Ironically, these people might also consider taxation to be a form of “theft”, even though it’s covered by the Sixteenth Amendment.

In South Africa, it’s only in the last 26 years (since 1994) that we’ve had a constitution (and a Bill of Rights) that is superior to ordinary law, so that other laws can be struck down for being unconstitutional. And yet in that time I’d say that the idea of invoking the constitution has become very common. At my more cynical, I’d say “that must be unconstitutional” has become almost shorthand for “the government did something I don’t like”.

There aren’t any important passages of our constitution that ordinary people could recite, though, it’s more a reference to the ideas - dignity, equality, free speech, etc.

Who says American ways are not spreading around the world? :laughing:

That is a classic! Extremely funny

We have equivalents, usually on the more extreme right (who like to get their martyrdom in first). My view is that freedom of speech is not (a) freedom from social consequences, nor (b) an entitlement to anyone else’s megaphone.

And many Australians would have agreed with him. (At least when I was younger). So they really wanted to get the Queen off the money. But they couldn’t, because everybody uses the money, and they were rather fond of it. So they thought, ‘at least we could change our flag’ (The British use the upper left quadrant of our flag as their flag). But they couldn’t, because everybody knows the flag, and it had too much local support.

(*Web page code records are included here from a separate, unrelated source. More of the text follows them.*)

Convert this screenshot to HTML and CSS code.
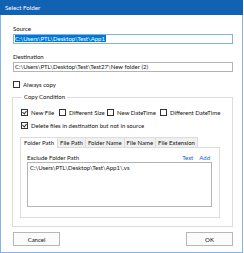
FILE: index.html
```html
<!DOCTYPE html>
<html>
<head>
    <title>Select Folder</title>
    <link rel="stylesheet" href="styles.css">
</head>
<body>
    <div class="window">
        <div class="titlebar">Select Folder</div>
        <div class="content">
            <div class="field-label">Source</div>
            <div class="input focused"><span class="selected">C:\Users\PTL\Desktop\Test\App1</span></div>

            <div class="field-label">Destination</div>
            <div class="input">C:\Users\PTL\Desktop\Test\Test27\New folder (2)</div>

            <div class="check-row always">
                <label class="check"><span class="box"></span>Always copy</label>
            </div>

            <fieldset class="group">
                <legend>Copy Condition</legend>
                <div class="check-row">
                    <label class="check w-new"><span class="box checked"></span>New File</label>
                    <label class="check w-size"><span class="box"></span>Different Size</label>
                    <label class="check w-date"><span class="box"></span>New DateTime</label>
                    <label class="check"><span class="box"></span>Different DateTime</label>
                </div>
                <div class="check-row">
                    <label class="check"><span class="box checked"></span>Delete files in destination but not in source</label>
                </div>

                <div class="tabs">
                    <div class="tab-strip">
                        <span class="tab active">Folder Path</span>
                        <span class="tab">File Path</span>
                        <span class="tab">Folder Name</span>
                        <span class="tab">File Name</span>
                        <span class="tab">File Extension</span>
                    </div>
                    <div class="tab-panel">
                        <div class="panel-head">
                            <span>Exclude Folder Path</span>
                            <span class="links">
                                <a href="#">Text</a>
                                <a href="#">Add</a>
                            </span>
                        </div>
                        <div class="listbox">
                            <div class="list-item">C:\Users\PTL\Desktop\Test\App1\.vs</div>
                        </div>
                    </div>
                </div>
            </fieldset>

            <div class="buttons">
                <button class="btn">Cancel</button>
                <button class="btn">OK</button>
            </div>
        </div>
    </div>
</body>
</html>
```

FILE: styles.css
```css
:root {
    --title-color: #1262b3;
    --frame-color: #86b4e4;
    --text-color: #111;
    --line-color: #dcdcdc;
    --input-border: #b4b4b4;
    --focus-border: #7fb3e6;
    --select-color: #0078d7;
    --link-color: #0a64d6;
}

* {
    margin: 0;
    padding: 0;
    box-sizing: border-box;
}

body {
    font-family: Lato, 'Open Sans', sans-serif;
    font-size: 6px;
    color: var(--text-color);
    background: #fff;
    width: 244px;
    height: 253px;
    overflow: hidden;
}

.window {
    width: 243px;
    height: 253px;
    border: 1px solid var(--frame-color);
    border-top: none;
    background: #fff;
}

.titlebar {
    height: 15px;
    margin: 0 -1px;
    padding-left: 5px;
    background: var(--title-color);
    color: #fff;
    line-height: 15px;
    font-size: 6.2px;
}

.content {
    padding: 10px 9px 0 12px;
}

.field-label {
    height: 8px;
    line-height: 8px;
}

.input {
    height: 10px;
    margin-top: 1px;
    margin-bottom: 9px;
    padding: 0 1px;
    border: 1px solid var(--input-border);
    line-height: 8px;
    white-space: nowrap;
    overflow: hidden;
}

.input.focused {
    border-color: var(--focus-border);
}

.selected {
    background: var(--select-color);
    color: #fff;
    padding-right: 1px;
}

.check-row {
    display: flex;
    align-items: center;
    height: 8px;
}

.always {
    margin-top: -1px;
}

.check {
    display: flex;
    align-items: center;
    gap: 3px;
    white-space: nowrap;
}

.box {
    flex-shrink: 0;
    width: 7px;
    height: 7px;
    border: 1px solid #333;
    background: #fff;
    position: relative;
}

.box.checked::after {
    content: '';
    position: absolute;
    left: 1px;
    top: 0;
    width: 2px;
    height: 3px;
    border-right: 1px solid #333;
    border-bottom: 1px solid #333;
    transform: rotate(40deg);
}

.w-new { width: 38px; }
.w-size { width: 48px; }
.w-date { width: 53px; }

.group {
    margin: 5px 0 0 -1px;
    height: 134px;
    padding: 7px 12px 0 8px;
    border: 1px solid var(--line-color);
}

.group legend {
    margin-left: 1px;
    padding: 0 2px;
    line-height: 8px;
}

.group .check-row + .check-row {
    margin-top: 5px;
}

.tabs {
    width: 200px;
    margin: 7px 0 0 -1px;
}

.tab-strip {
    display: flex;
    height: 11px;
    align-items: flex-end;
}

.tab {
    height: 10px;
    line-height: 9px;
    padding: 0 2px;
    white-space: nowrap;
    border: 1px solid var(--line-color);
    border-bottom: none;
    border-left: none;
    background: #f0f0f0;
}

.tab.active {
    height: 11px;
    line-height: 10px;
    padding: 0 3px;
    border-left: 1px solid var(--line-color);
    background: #fff;
    margin-bottom: -1px;
    position: relative;
}

.tab-panel {
    height: 71px;
    padding: 6px 7px 0 6px;
    border: 1px solid var(--line-color);
}

.panel-head {
    display: flex;
    justify-content: space-between;
    height: 8px;
    line-height: 8px;
}

.links {
    display: flex;
    gap: 6px;
    padding-right: 2px;
}

.links a {
    color: var(--link-color);
    text-decoration: none;
}

.listbox {
    height: 45px;
    border: 1px solid var(--input-border);
    padding: 1px 2px;
}

.list-item {
    line-height: 8px;
    white-space: nowrap;
}

.buttons {
    display: flex;
    justify-content: space-between;
    margin-top: 5px;
}

.btn {
    width: 47px;
    height: 14px;
    font-family: inherit;
    font-size: 6px;
    color: var(--text-color);
    background: #fbfbfb;
    border: 1px solid #b7b7b7;
}
```
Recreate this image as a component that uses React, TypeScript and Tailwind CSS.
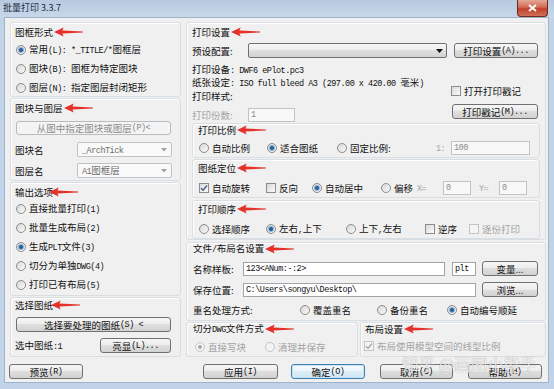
import React from "react";

type P = { children?: React.ReactNode; className?: string };

const M = ({ children }: P) => (
  <span className="font-['Liberation_Mono',monospace] text-[8.5px] tracking-[-0.5px]">{children}</span>
);

const Arrow = ({ className = "" }: { className?: string }) => (
  <svg width="29" height="10" viewBox="0 0 30 10" className={`shrink-0 ${className}`}>
    <path d="M0 5 L10 0.4 L8.8 3.5 L30 4.5 L30 5.5 L8.8 6.5 L10 9.6 Z" fill="#e4322b" />
  </svg>
);

const Label = ({ children, className = "", arrowClass = "ml-[1px]" }: P & { arrowClass?: string }) => (
  <div className={`flex items-center h-[12px] ${className}`}>
    <span className="whitespace-nowrap">{children}</span>
    <Arrow className={arrowClass} />
  </div>
);

const Radio = ({ checked = false, disabled = false }: { checked?: boolean; disabled?: boolean }) => (
  <span
    className={`inline-flex items-center justify-center w-[10px] h-[10px] rounded-full border shrink-0 ${
      disabled ? "border-[#c4c4c4] bg-[#f4f4f4]" : "border-[#8c8c8c] bg-[linear-gradient(135deg,#d6d6d6,#fbfbfb)]"
    }`}
  >
    {checked && (
      <span
        className={`w-[4px] h-[4px] rounded-full ${
          disabled ? "bg-[#a8a8a8]" : "bg-[#2c5d93] shadow-[0_0_0_1px_#86b5df]"
        }`}
      />
    )}
  </span>
);

const Check = ({ checked = false, disabled = false }: { checked?: boolean; disabled?: boolean }) => (
  <span
    className={`inline-flex items-center justify-center w-[10px] h-[10px] border shrink-0 ${
      disabled ? "border-[#c4c4c4] bg-[#f4f4f4]" : "border-[#8c8c8c] bg-[linear-gradient(135deg,#d9d9d9,#fbfbfb)]"
    }`}
  >
    {checked && (
      <svg width="8" height="8" viewBox="0 0 8 8">
        <path d="M1 4.2 L3.1 6.3 L7 1.5" fill="none" stroke={disabled ? "#a8a8a8" : "#4d6185"} strokeWidth="1.4" />
      </svg>
    )}
  </span>
);

const Opt = ({
  children,
  className = "",
  checked = false,
  disabled = false,
  box = false,
}: P & { checked?: boolean; disabled?: boolean; box?: boolean }) => (
  <div className={`flex items-center gap-[3px] h-[12px] shrink-0 whitespace-nowrap ${disabled ? "text-[#a3a3a3]" : ""} ${className}`}>
    {box ? <Check checked={checked} disabled={disabled} /> : <Radio checked={checked} disabled={disabled} />}
    <span>{children}</span>
  </div>
);

const Btn = ({ children, className = "", disabled = false, focus = false }: P & { disabled?: boolean; focus?: boolean }) => (
  <div
    className={`flex items-center justify-center rounded-[3px] border shrink-0 whitespace-nowrap ${
      disabled
        ? "border-[#b9bcbf] bg-[#f4f4f4] text-[#8a8a8a]"
        : focus
        ? "border-[#3c7fb1] bg-[linear-gradient(to_bottom,#f7fbfe,#eaf4fb_50%,#dcedf8_50%,#d0e6f5)] shadow-[inset_0_0_0_1px_#c8e3f6]"
        : "border-[#707070] bg-[linear-gradient(to_bottom,#f6f6f6,#ececec_50%,#dedede_50%,#d2d2d2)]"
    } ${className}`}
  >
    {children}
  </div>
);

const Input = ({ children, className = "", disabled = false }: P & { disabled?: boolean }) => (
  <div
    className={`flex items-center border px-[2px] shrink-0 whitespace-nowrap ${
      disabled ? "border-[#c3c3c3] bg-[#f8f8f8] text-[#8a8a8a]" : "border-[#a0a4ab] bg-white"
    } ${className}`}
  >
    {children}
  </div>
);

const Group = ({ children, className = "" }: P) => (
  <div className={`border border-[#d9dee2] rounded-[3px] shadow-[inset_1px_1px_0_#ffffff] flex flex-col shrink-0 ${className}`}>
    {children}
  </div>
);

const GrayCombo = ({ children }: P) => (
  <div className="w-[95px] h-[15px] rounded-[2px] border border-[#c2c2c2] bg-[#f9f9f9] flex items-center justify-between pl-[4px] pr-[4px] text-[#6d6d6d] shrink-0">
    <span>{children}</span>
    <svg width="6" height="4" viewBox="0 0 6 4">
      <path d="M0 0 L6 0 L3 3.5 Z" fill="#a0a0a0" />
    </svg>
  </div>
);

export default function App() {
  return (
    <div className="relative w-[554px] h-[389px] overflow-hidden bg-[#c1d3e8] font-['Noto_Sans_CJK_SC','Noto_Sans',sans-serif] text-[9.5px] leading-[12px] text-[#111111]">
      {/* title bar */}
      <div className="h-[18px] flex items-start justify-between bg-[linear-gradient(to_bottom,#b8cadf,#c8d8ea)]">
        <div className="pl-[3px] pt-[2px] text-[9px] leading-[12px] text-[#1b2b44]">批量打印 3.3.7</div>
        <div className="mr-[6px] w-[31px] h-[17px] rounded-b-[4px] border border-t-0 border-[#6d2a22] bg-[linear-gradient(to_bottom,#e5a898,#d06a55_45%,#c0412a_55%,#d0705a)] flex items-center justify-center">
          <svg width="9" height="8" viewBox="0 0 9 8">
            <path d="M1 1 L8 7 M8 1 L1 7" stroke="white" strokeWidth="1.8" />
          </svg>
        </div>
      </div>

      {/* body */}
      <div className="ml-[5px] w-[543px] h-[364px] bg-[#f0f0f0] flex flex-col shadow-[0_0_0_1px_#9fb3ca]">
        <div className="flex pt-[4px] pl-[5px] gap-[5px]">
          {/* left column */}
          <div className="w-[171px] flex flex-col gap-[1px]">
            <Group className="h-[75px]">
              <Label className="mt-[3px] ml-[4px]">图框形式</Label>
              <Opt checked className="mt-[6px] ml-[5px]">
                常用<M>(L): *_TITLE/*</M>图框层
              </Opt>
              <Opt className="mt-[7px] ml-[5px]">
                图块<M>(B): </M>图框为特定图块
              </Opt>
              <Opt className="mt-[7px] ml-[5px]">
                图层<M>(N): </M>指定图层封闭矩形
              </Opt>
            </Group>

            <Group className="h-[83px]">
              <Label className="mt-[3px] ml-[4px]">图块与图层</Label>
              <Btn disabled className="mt-[7px] ml-[5px] w-[155px] h-[14px]">
                从图中指定图块或图层<M>(P)&lt;</M>
              </Btn>
              <div className="mt-[7px] ml-[4px] flex items-center h-[15px]">
                <span className="w-[62px]">图块名</span>
                <GrayCombo>
                  <M>_ArchTick</M>
                </GrayCombo>
              </div>
              <div className="mt-[6px] ml-[4px] flex items-center h-[15px]">
                <span className="w-[62px]">图层名</span>
                <GrayCombo>
                  <M>A1</M>图框层
                </GrayCombo>
              </div>
            </Group>

            <Group className="h-[114px]">
              <Label className="mt-[3px] ml-[4px]" arrowClass="-ml-[4px]">
                输出选项
              </Label>
              <Opt className="mt-[5px] ml-[5px]">
                直接批量打印<M>(1)</M>
              </Opt>
              <Opt className="mt-[7px] ml-[5px]">
                批量生成布局<M>(2)</M>
              </Opt>
              <Opt checked className="mt-[7px] ml-[5px]">
                生成<M>PLT</M>文件<M>(3)</M>
              </Opt>
              <Opt className="mt-[7px] ml-[5px]">
                切分为单独<M>DWG(4)</M>
              </Opt>
              <Opt className="mt-[7px] ml-[5px]">
                打印已有布局<M>(5)</M>
              </Opt>
            </Group>

            <Group className="h-[60px]">
              <Label className="mt-[1px] ml-[4px]" arrowClass="-ml-[2px]">
                选择图纸
              </Label>
              <Btn className="mt-[6px] ml-[5px] w-[155px] h-[15px]">
                选择要处理的图纸<M>(S) &lt;</M>
              </Btn>
              <div className="mt-[6px] ml-[4px] flex items-center h-[15px]">
                <span className="w-[85px]">
                  选中图纸<M>:1</M>
                </span>
                <Btn className="w-[71px] h-[15px]">
                  亮显<M>(L)...</M>
                </Btn>
              </div>
            </Group>
          </div>

          {/* right column */}
          <div className="w-[360px] flex flex-col">
            <Group className="h-[218px]">
              <Label className="mt-[3px] ml-[5px]">打印设置</Label>
              <div className="mt-[5px] ml-[5px] flex items-center h-[15px]">
                <span className="w-[56px]">预设配置:</span>
                <div className="w-[199px] h-[15px] rounded-[2px] border border-[#707070] bg-[linear-gradient(to_bottom,#f6f6f6,#ececec_50%,#dedede_50%,#d2d2d2)] flex items-center justify-end pr-[3px] shrink-0">
                  <svg width="7" height="4" viewBox="0 0 7 4">
                    <path d="M0 0 L7 0 L3.5 4 Z" fill="#111" />
                  </svg>
                </div>
                <Btn className="ml-[7px] w-[84px] h-[15px]">
                  打印设置<M>(A)...</M>
                </Btn>
              </div>
              <div className="flex">
                <div className="w-[259px] ml-[5px] flex flex-col">
                  <div className="mt-[5px] h-[12px] whitespace-nowrap">
                    打印设备<M>: DWF6 ePlot.pc3</M>
                  </div>
                  <div className="mt-[1px] h-[12px] whitespace-nowrap">
                    纸张设定<M>: ISO full bleed A3 (297.00 x 420.00 </M>毫米<M>)</M>
                  </div>
                  <div className="mt-[2px] h-[12px] whitespace-nowrap">打印样式:</div>
                  <div className="mt-[6px] flex items-center h-[14px]">
                    <span className="w-[56px] text-[#a3a3a3]">打印份数:</span>
                    <Input disabled className="w-[47px] h-[14px]">
                      <M>1</M>
                    </Input>
                  </div>
                </div>
                <div className="flex flex-col">
                  <Opt box className="mt-[27px]">
                    打开打印戳记
                  </Opt>
                  <Btn className="mt-[7px] ml-[1px] w-[86px] h-[15px]">
                    打印戳记<M>(M)...</M>
                  </Btn>
                </div>
              </div>

              <Group className="mt-[1px] ml-[5px] w-[348px] h-[35px]">
                <Label className="ml-[5px]">打印比例</Label>
                <div className="mt-[5px] ml-[6px] flex items-center h-[14px]">
                  <Opt className="w-[68px]">自动比例</Opt>
                  <Opt checked className="w-[70px]">
                    适合图纸
                  </Opt>
                  <Opt className="w-[99px]">固定比例:</Opt>
                  <span className="w-[15px] text-[#a3a3a3]">
                    <M>1:</M>
                  </span>
                  <Input disabled className="w-[79px] h-[14px]">
                    <M>100</M>
                  </Input>
                </div>
              </Group>

              <Group className="mt-[1px] ml-[5px] w-[348px] h-[39px]">
                <Label className="mt-[2px] ml-[5px]">图纸定位</Label>
                <div className="mt-[7px] ml-[6px] flex items-center h-[14px]">
                  <Opt box checked className="w-[67px]">
                    自动旋转
                  </Opt>
                  <Opt box className="w-[46px]">
                    反向
                  </Opt>
                  <Opt checked className="w-[69px]">
                    自动居中
                  </Opt>
                  <Opt className="w-[36px]">偏移</Opt>
                  <span className="w-[26px] text-[#a3a3a3]">
                    <M>X=</M>
                  </span>
                  <Input disabled className="w-[28px] h-[14px]">
                    <M>0</M>
                  </Input>
                  <span className="w-[28px] pl-[8px] text-[#a3a3a3]">
                    <M>Y=</M>
                  </span>
                  <Input disabled className="w-[28px] h-[14px]">
                    <M>0</M>
                  </Input>
                </div>
              </Group>

              <Group className="mt-[2px] ml-[5px] w-[348px] h-[39px]">
                <Label className="mt-[2px] ml-[5px]">打印顺序</Label>
                <div className="mt-[8px] ml-[6px] flex items-center h-[12px]">
                  <Opt className="w-[67px]">选择顺序</Opt>
                  <Opt checked className="w-[80px]">
                    左右<M>,</M>上下
                  </Opt>
                  <Opt className="w-[79px]">
                    上下<M>,</M>左右
                  </Opt>
                  <Opt box className="w-[44px]">
                    逆序
                  </Opt>
                  <Opt box disabled>
                    逐份打印
                  </Opt>
                </div>
              </Group>
            </Group>

            <Group className="mt-[2px] h-[79px]">
              <Label className="ml-[6px]">
                文件<M>/</M>布局名设置
              </Label>
              <div className="mt-[6px] ml-[6px] flex items-center h-[15px]">
                <span className="w-[50px]">名称样板:</span>
                <Input className="w-[202px] h-[14px]">
                  <M>123&lt;ANum:-:2&gt;</M>
                </Input>
                <Input className="ml-[7px] w-[24px] h-[14px]">
                  <M>plt</M>
                </Input>
                <Btn className="ml-[6px] w-[56px] h-[15px]">变量...</Btn>
              </div>
              <div className="mt-[6px] ml-[6px] flex items-center h-[15px]">
                <span className="w-[50px]">保存位置:</span>
                <Input className="w-[233px] h-[14px]">
                  <M>C:\Users\songyu\Desktop\</M>
                </Input>
                <Btn className="ml-[6px] w-[56px] h-[15px]">浏览...</Btn>
              </div>
              <div className="mt-[7px] ml-[6px] flex items-center h-[12px]">
                <span className="w-[107px]">重名处理方式:</span>
                <Opt className="w-[77px]">覆盖重名</Opt>
                <Opt className="w-[70px]">备份重名</Opt>
                <Opt checked>自动编号顺延</Opt>
              </div>
            </Group>

            <div className="mt-[1px] flex gap-[2px] h-[35px]">
              <Group className="w-[172px] h-[35px]">
                <Label className="ml-[6px]">
                  切分<M>DWG</M>文件方式
                </Label>
                <div className="mt-[6px] ml-[8px] flex items-center h-[12px]">
                  <Opt checked disabled className="w-[70px]">
                    直接写块
                  </Opt>
                  <Opt disabled>清理并保存</Opt>
                </div>
              </Group>
              <Group className="w-[186px] h-[35px]">
                <Label className="ml-[4px]">布局设置</Label>
                <div className="mt-[5px] ml-[3px] flex">
                  <Opt box checked disabled>
                    布局使用模型空间的线型比例
                  </Opt>
                </div>
              </Group>
            </div>
          </div>
        </div>

        {/* bottom buttons */}
        <div className="mt-[7px] flex h-[15px]">
          <Btn className="ml-[4px] w-[74px] h-[15px]">
            预览<M>(R)</M>
          </Btn>
          <Btn className="ml-[120px] w-[75px] h-[15px]">
            应用<M>(I)</M>
          </Btn>
          <Btn focus className="ml-[13px] w-[74px] h-[15px]">
            确定<M>(O)</M>
          </Btn>
          <Btn className="ml-[15px] w-[73px] h-[15px]">
            取消<M>(C)</M>
          </Btn>
          <Btn className="ml-[15px] w-[74px] h-[15px]">
            帮助<M>(H)</M>
          </Btn>
        </div>
      </div>

      {/* watermark */}
      <div className="absolute left-[402px] top-[354px] text-[16.5px] leading-[20px] text-white/80 whitespace-nowrap [text-shadow:0_0_1px_rgba(0,0,0,0.4)]">
        知乎 @画图小能手
      </div>
    </div>
  );
}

So then they thought – the constitution. “Nobody cares about the constitution. At least we could get the Queen out of the constitution.”. And they were right - nobody cared about taking the Queen out of the constitution. But they were faced with the problem of what to put into the constitution to replace the hole – and that’s where it fell over. Nobody agreed about what to put into the constitution. So the Queen’s still in there too.